Alors, oui, en prenant individuellement chaque pièce, l’on pourrait y trouver à redire ou à louer. L’on pourrait également se contredire, puisque les violons que nous trouvions trop peu présents dans les Caractères de la Danse s’avèrent magnifiques en amants languissants dans la Sarabande pour Junon extraite du Ballet de la Paix. Que les traversos liquides, à la transparence perlée de l’Air pour les plaisirs, paraissent d’une apesanteur enlevée tandis que les Tambourins, sautillants et populaires (qui ne sont pas sans rappeler les Witches). Qu’en revanche les Menuets, trop pressés et miniatures en deviennent de mignardes gouaches, d’une candeur juvénile trop discrète. Que les quelques passages vocaux trop brefs et souffrant du timbre un peu voilé dans le médian d’Etienne Bazola laissent sur leur faim. Mais nous répugnons à cette dissection et préférons retenir de cet opus un kaléidoscope jouissif et complice, à la manière d’un étourdissement embarquement à Cythère, d’une grâce pétillante.
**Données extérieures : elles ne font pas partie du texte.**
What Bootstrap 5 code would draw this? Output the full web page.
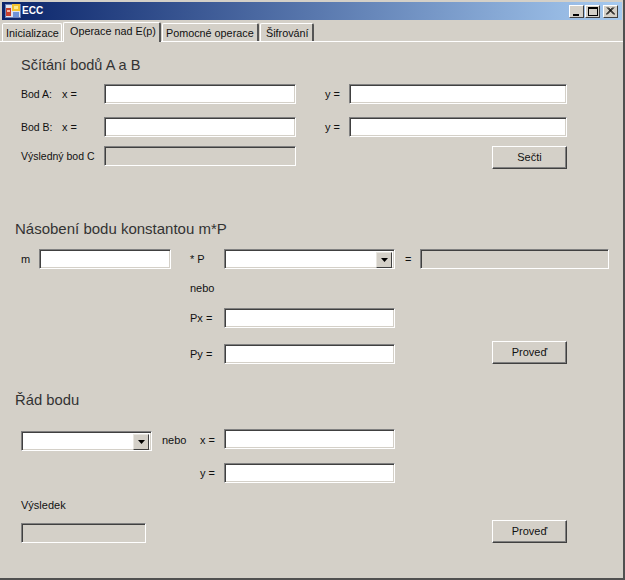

Le concert à l’Hôtel de Soubise du 9 novembre 2013, à l’occasion de la sortie du disque, confirme cette impression d’étonnante vitalité, de débauche colorée et de jeux de timbres, aux contrastes sonores puissamment marqués et – encore – plus sanguins qu’au disque. De même, il rend compte d’un relatif désœuvrement dans les airs ou les passages plus lents, comme si le bouillonnement de l’ensemble cherche encore un sens dans les brumes rêveuses, lui qui excelle dans le mouvement.
Viet-Linh Nguyen
Technique : captation dynamique et fidèle.